>> START GIVEN DATA

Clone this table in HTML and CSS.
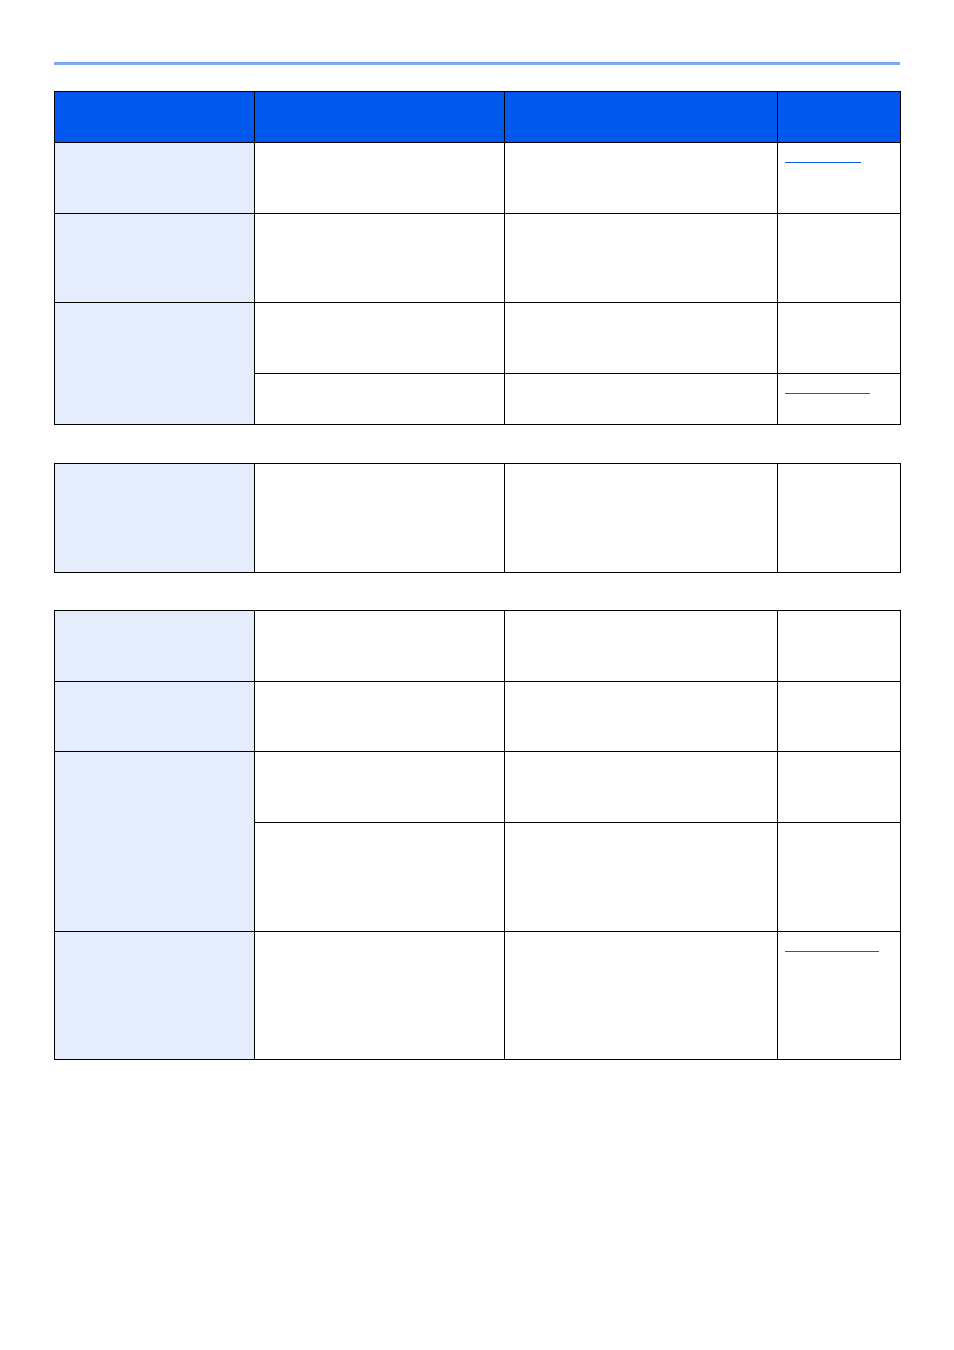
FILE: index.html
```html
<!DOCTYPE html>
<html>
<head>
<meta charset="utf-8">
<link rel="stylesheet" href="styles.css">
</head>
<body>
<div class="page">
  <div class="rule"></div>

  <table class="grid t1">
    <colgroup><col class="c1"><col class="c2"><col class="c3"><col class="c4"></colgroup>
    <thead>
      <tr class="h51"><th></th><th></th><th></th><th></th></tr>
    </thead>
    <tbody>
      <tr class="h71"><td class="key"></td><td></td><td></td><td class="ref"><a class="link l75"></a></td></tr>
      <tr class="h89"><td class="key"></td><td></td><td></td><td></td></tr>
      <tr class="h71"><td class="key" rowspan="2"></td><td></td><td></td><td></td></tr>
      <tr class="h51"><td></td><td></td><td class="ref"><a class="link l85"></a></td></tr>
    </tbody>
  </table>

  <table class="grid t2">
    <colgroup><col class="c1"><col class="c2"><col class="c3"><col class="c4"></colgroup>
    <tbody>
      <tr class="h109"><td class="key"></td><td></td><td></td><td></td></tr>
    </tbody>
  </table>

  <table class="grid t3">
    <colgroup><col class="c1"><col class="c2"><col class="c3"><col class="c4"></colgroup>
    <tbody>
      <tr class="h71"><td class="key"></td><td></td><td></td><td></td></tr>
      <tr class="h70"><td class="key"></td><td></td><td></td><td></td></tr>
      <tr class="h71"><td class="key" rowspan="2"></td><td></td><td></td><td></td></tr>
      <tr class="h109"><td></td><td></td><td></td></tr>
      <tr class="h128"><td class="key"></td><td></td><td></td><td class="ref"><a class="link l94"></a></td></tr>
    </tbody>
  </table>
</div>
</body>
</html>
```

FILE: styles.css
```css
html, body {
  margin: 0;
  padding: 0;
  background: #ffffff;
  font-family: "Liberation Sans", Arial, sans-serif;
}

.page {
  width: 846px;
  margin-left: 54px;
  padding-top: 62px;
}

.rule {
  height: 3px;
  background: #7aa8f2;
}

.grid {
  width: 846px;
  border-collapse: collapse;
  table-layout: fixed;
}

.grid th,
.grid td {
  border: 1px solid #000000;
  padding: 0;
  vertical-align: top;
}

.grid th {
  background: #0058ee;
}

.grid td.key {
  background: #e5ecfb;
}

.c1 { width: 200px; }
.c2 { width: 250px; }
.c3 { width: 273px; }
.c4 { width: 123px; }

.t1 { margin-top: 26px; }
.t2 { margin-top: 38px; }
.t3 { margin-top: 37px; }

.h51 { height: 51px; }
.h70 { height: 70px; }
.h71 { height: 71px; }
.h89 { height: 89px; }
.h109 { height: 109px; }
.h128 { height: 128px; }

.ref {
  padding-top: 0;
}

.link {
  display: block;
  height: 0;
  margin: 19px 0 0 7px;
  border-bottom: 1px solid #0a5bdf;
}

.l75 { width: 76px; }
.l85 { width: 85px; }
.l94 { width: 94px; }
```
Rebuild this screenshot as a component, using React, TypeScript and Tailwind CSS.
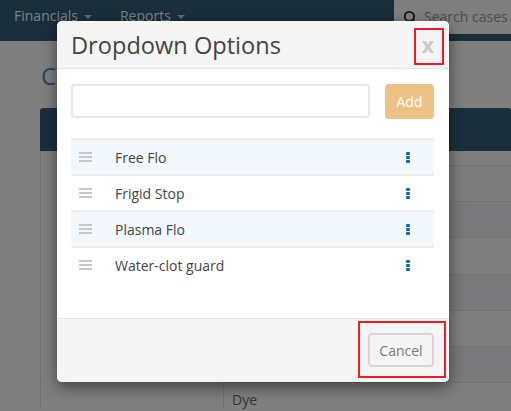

>> END GIVEN DATA

* EXERCISE INSTRUCTIONS *
Omit the pictures and restate the rest of the records verbatim.

* SOLUTION TO THIS EXERCISE *
Clone this table in HTML and CSS.
FILE: index.html
```html
<!DOCTYPE html>
<html>
<head>
<meta charset="utf-8">
<link rel="stylesheet" href="styles.css">
</head>
<body>
<div class="page">
  <div class="rule"></div>

  <table class="grid t1">
    <colgroup><col class="c1"><col class="c2"><col class="c3"><col class="c4"></colgroup>
    <thead>
      <tr class="h51"><th></th><th></th><th></th><th></th></tr>
    </thead>
    <tbody>
      <tr class="h71"><td class="key"></td><td></td><td></td><td class="ref"><a class="link l75"></a></td></tr>
      <tr class="h89"><td class="key"></td><td></td><td></td><td></td></tr>
      <tr class="h71"><td class="key" rowspan="2"></td><td></td><td></td><td></td></tr>
      <tr class="h51"><td></td><td></td><td class="ref"><a class="link l85"></a></td></tr>
    </tbody>
  </table>

  <table class="grid t2">
    <colgroup><col class="c1"><col class="c2"><col class="c3"><col class="c4"></colgroup>
    <tbody>
      <tr class="h109"><td class="key"></td><td></td><td></td><td></td></tr>
    </tbody>
  </table>

  <table class="grid t3">
    <colgroup><col class="c1"><col class="c2"><col class="c3"><col class="c4"></colgroup>
    <tbody>
      <tr class="h71"><td class="key"></td><td></td><td></td><td></td></tr>
      <tr class="h70"><td class="key"></td><td></td><td></td><td></td></tr>
      <tr class="h71"><td class="key" rowspan="2"></td><td></td><td></td><td></td></tr>
      <tr class="h109"><td></td><td></td><td></td></tr>
      <tr class="h128"><td class="key"></td><td></td><td></td><td class="ref"><a class="link l94"></a></td></tr>
    </tbody>
  </table>
</div>
</body>
</html>
```

FILE: styles.css
```css
html, body {
  margin: 0;
  padding: 0;
  background: #ffffff;
  font-family: "Liberation Sans", Arial, sans-serif;
}

.page {
  width: 846px;
  margin-left: 54px;
  padding-top: 62px;
}

.rule {
  height: 3px;
  background: #7aa8f2;
}

.grid {
  width: 846px;
  border-collapse: collapse;
  table-layout: fixed;
}

.grid th,
.grid td {
  border: 1px solid #000000;
  padding: 0;
  vertical-align: top;
}

.grid th {
  background: #0058ee;
}

.grid td.key {
  background: #e5ecfb;
}

.c1 { width: 200px; }
.c2 { width: 250px; }
.c3 { width: 273px; }
.c4 { width: 123px; }

.t1 { margin-top: 26px; }
.t2 { margin-top: 38px; }
.t3 { margin-top: 37px; }

.h51 { height: 51px; }
.h70 { height: 70px; }
.h71 { height: 71px; }
.h89 { height: 89px; }
.h109 { height: 109px; }
.h128 { height: 128px; }

.ref {
  padding-top: 0;
}

.link {
  display: block;
  height: 0;
  margin: 19px 0 0 7px;
  border-bottom: 1px solid #0a5bdf;
}

.l75 { width: 76px; }
.l85 { width: 85px; }
.l94 { width: 94px; }
```
Rebuild this screenshot as a component, using React, TypeScript and Tailwind CSS.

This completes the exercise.